:: SUPPLIED MATERIAL

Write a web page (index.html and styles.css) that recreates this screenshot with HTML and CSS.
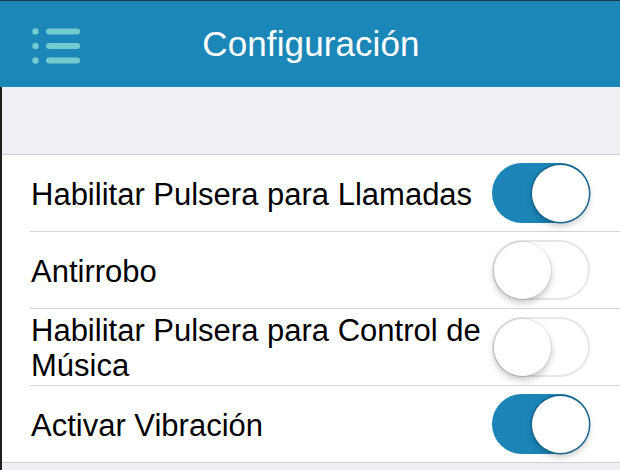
FILE: index.html
```html
<!DOCTYPE html>
<html lang="es">
<head>
<meta charset="utf-8">
<title>Configuración</title>
<link rel="stylesheet" href="styles.css">
</head>
<body>
<div class="screen">
  <header class="topbar">
    <div class="menu">
      <svg class="menu-icon" width="52" height="36" viewBox="0 0 52 36" aria-hidden="true">
        <circle cx="5.5" cy="3.5" r="3.2"/>
        <circle cx="5.5" cy="18" r="3.2"/>
        <circle cx="5.5" cy="32.5" r="3.2"/>
        <rect x="16" y="0.5" width="34" height="6" rx="3"/>
        <rect x="16" y="15" width="34" height="6" rx="3"/>
        <rect x="16" y="29.5" width="34" height="6" rx="3"/>
      </svg>
    </div>
    <h1 class="title">Configuración</h1>
    <div class="spacer-col"></div>
  </header>
  <main class="content">
    <div class="gap"></div>
    <ul class="list">
      <li class="row"><div class="row-inner"><span class="label">Habilitar Pulsera para Llamadas</span><span class="toggle on"><span class="knob"></span></span></div></li>
      <li class="row"><div class="row-inner"><span class="label">Antirrobo</span><span class="toggle"><span class="knob"></span></span></div></li>
      <li class="row"><div class="row-inner"><span class="label">Habilitar Pulsera para Control de Música</span><span class="toggle"><span class="knob"></span></span></div></li>
      <li class="row"><div class="row-inner"><span class="label">Activar Vibración</span><span class="toggle on"><span class="knob"></span></span></div></li>
    </ul>
  </main>
</div>
</body>
</html>
```
FILE: styles.css
```css
* { box-sizing: border-box; }
html, body { margin: 0; padding: 0; }
body {
  width: 620px;
  height: 470px;
  overflow: hidden;
  background: #efeff4;
  font-family: "Liberation Sans", Arial, sans-serif;
}
.screen {
  width: 620px;
  height: 470px;
  display: flex;
  flex-direction: column;
}
.topbar {
  height: 87px;
  flex: none;
  background: #1b86b8;
  border-top: 1px solid #1d3a47;
  display: grid;
  grid-template-columns: 1fr auto 1fr;
  align-items: center;
}
.menu {
  padding-left: 30px;
  padding-top: 3px;
  display: flex;
  align-items: center;
}
.menu-icon { fill: #74cbcf; display: block; }
.title {
  margin: 0;
  color: #ffffff;
  font-weight: normal;
  font-size: 35px;
  line-height: 40px;
  letter-spacing: 0.1px;
  padding-left: 2px;
}
.content {
  flex: 1;
  border-left: 2px solid #1f1f1f;
  background: #efeff4;
}
.gap { height: 67px; }
.list {
  list-style: none;
  margin: 0;
  padding: 0;
  background: #ffffff;
  border-top: 1px solid #cfcfd3;
  border-bottom: 1px solid #cfcfd3;
}
.row { padding-left: 28px; }
.row-inner {
  height: 77px;
  display: flex;
  align-items: center;
  padding-right: 30px;
  border-bottom: 1px solid #d4d4d8;
}
.row:last-child .row-inner { border-bottom: none; height: 76px; }
.label {
  flex: 1;
  padding-left: 1px;
  padding-right: 8px;
  padding-top: 2px;
  font-size: 31px;
  line-height: 35px;
  color: #000000;
}
.toggle {
  flex: none;
  width: 98px;
  height: 60px;
  border-radius: 30px;
  background: #ffffff;
  box-shadow: inset 0 0 0 2px #e6e6e8;
  display: flex;
  align-items: center;
  justify-content: flex-start;
  padding: 2px;
}
.toggle.on {
  background: #1b85b8;
  box-shadow: none;
  justify-content: flex-end;
  padding: 2px 1px 2px 2px;
}
.knob {
  width: 57px;
  height: 57px;
  border-radius: 50%;
  background: #ffffff;
  box-shadow: 0 0 0 1px rgba(0,0,0,0.08), 0 4px 7px rgba(0,0,0,0.22);
}
.toggle.on .knob {
  box-shadow: 0 0 0 1.5px #16668c, 0 4px 7px rgba(0,0,0,0.22);
}
```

::::

SHORT EXERCISE:
Output each line exactly; omit every picture.

RESULT OF THE TASK:
Write a web page (index.html and styles.css) that recreates this screenshot with HTML and CSS.
FILE: index.html
```html
<!DOCTYPE html>
<html lang="es">
<head>
<meta charset="utf-8">
<title>Configuración</title>
<link rel="stylesheet" href="styles.css">
</head>
<body>
<div class="screen">
  <header class="topbar">
    <div class="menu">
      <svg class="menu-icon" width="52" height="36" viewBox="0 0 52 36" aria-hidden="true">
        <circle cx="5.5" cy="3.5" r="3.2"/>
        <circle cx="5.5" cy="18" r="3.2"/>
        <circle cx="5.5" cy="32.5" r="3.2"/>
        <rect x="16" y="0.5" width="34" height="6" rx="3"/>
        <rect x="16" y="15" width="34" height="6" rx="3"/>
        <rect x="16" y="29.5" width="34" height="6" rx="3"/>
      </svg>
    </div>
    <h1 class="title">Configuración</h1>
    <div class="spacer-col"></div>
  </header>
  <main class="content">
    <div class="gap"></div>
    <ul class="list">
      <li class="row"><div class="row-inner"><span class="label">Habilitar Pulsera para Llamadas</span><span class="toggle on"><span class="knob"></span></span></div></li>
      <li class="row"><div class="row-inner"><span class="label">Antirrobo</span><span class="toggle"><span class="knob"></span></span></div></li>
      <li class="row"><div class="row-inner"><span class="label">Habilitar Pulsera para Control de Música</span><span class="toggle"><span class="knob"></span></span></div></li>
      <li class="row"><div class="row-inner"><span class="label">Activar Vibración</span><span class="toggle on"><span class="knob"></span></span></div></li>
    </ul>
  </main>
</div>
</body>
</html>
```
FILE: styles.css
```css
* { box-sizing: border-box; }
html, body { margin: 0; padding: 0; }
body {
  width: 620px;
  height: 470px;
  overflow: hidden;
  background: #efeff4;
  font-family: "Liberation Sans", Arial, sans-serif;
}
.screen {
  width: 620px;
  height: 470px;
  display: flex;
  flex-direction: column;
}
.topbar {
  height: 87px;
  flex: none;
  background: #1b86b8;
  border-top: 1px solid #1d3a47;
  display: grid;
  grid-template-columns: 1fr auto 1fr;
  align-items: center;
}
.menu {
  padding-left: 30px;
  padding-top: 3px;
  display: flex;
  align-items: center;
}
.menu-icon { fill: #74cbcf; display: block; }
.title {
  margin: 0;
  color: #ffffff;
  font-weight: normal;
  font-size: 35px;
  line-height: 40px;
  letter-spacing: 0.1px;
  padding-left: 2px;
}
.content {
  flex: 1;
  border-left: 2px solid #1f1f1f;
  background: #efeff4;
}
.gap { height: 67px; }
.list {
  list-style: none;
  margin: 0;
  padding: 0;
  background: #ffffff;
  border-top: 1px solid #cfcfd3;
  border-bottom: 1px solid #cfcfd3;
}
.row { padding-left: 28px; }
.row-inner {
  height: 77px;
  display: flex;
  align-items: center;
  padding-right: 30px;
  border-bottom: 1px solid #d4d4d8;
}
.row:last-child .row-inner { border-bottom: none; height: 76px; }
.label {
  flex: 1;
  padding-left: 1px;
  padding-right: 8px;
  padding-top: 2px;
  font-size: 31px;
  line-height: 35px;
  color: #000000;
}
.toggle {
  flex: none;
  width: 98px;
  height: 60px;
  border-radius: 30px;
  background: #ffffff;
  box-shadow: inset 0 0 0 2px #e6e6e8;
  display: flex;
  align-items: center;
  justify-content: flex-start;
  padding: 2px;
}
.toggle.on {
  background: #1b85b8;
  box-shadow: none;
  justify-content: flex-end;
  padding: 2px 1px 2px 2px;
}
.knob {
  width: 57px;
  height: 57px;
  border-radius: 50%;
  background: #ffffff;
  box-shadow: 0 0 0 1px rgba(0,0,0,0.08), 0 4px 7px rgba(0,0,0,0.22);
}
.toggle.on .knob {
  box-shadow: 0 0 0 1.5px #16668c, 0 4px 7px rgba(0,0,0,0.22);
}
```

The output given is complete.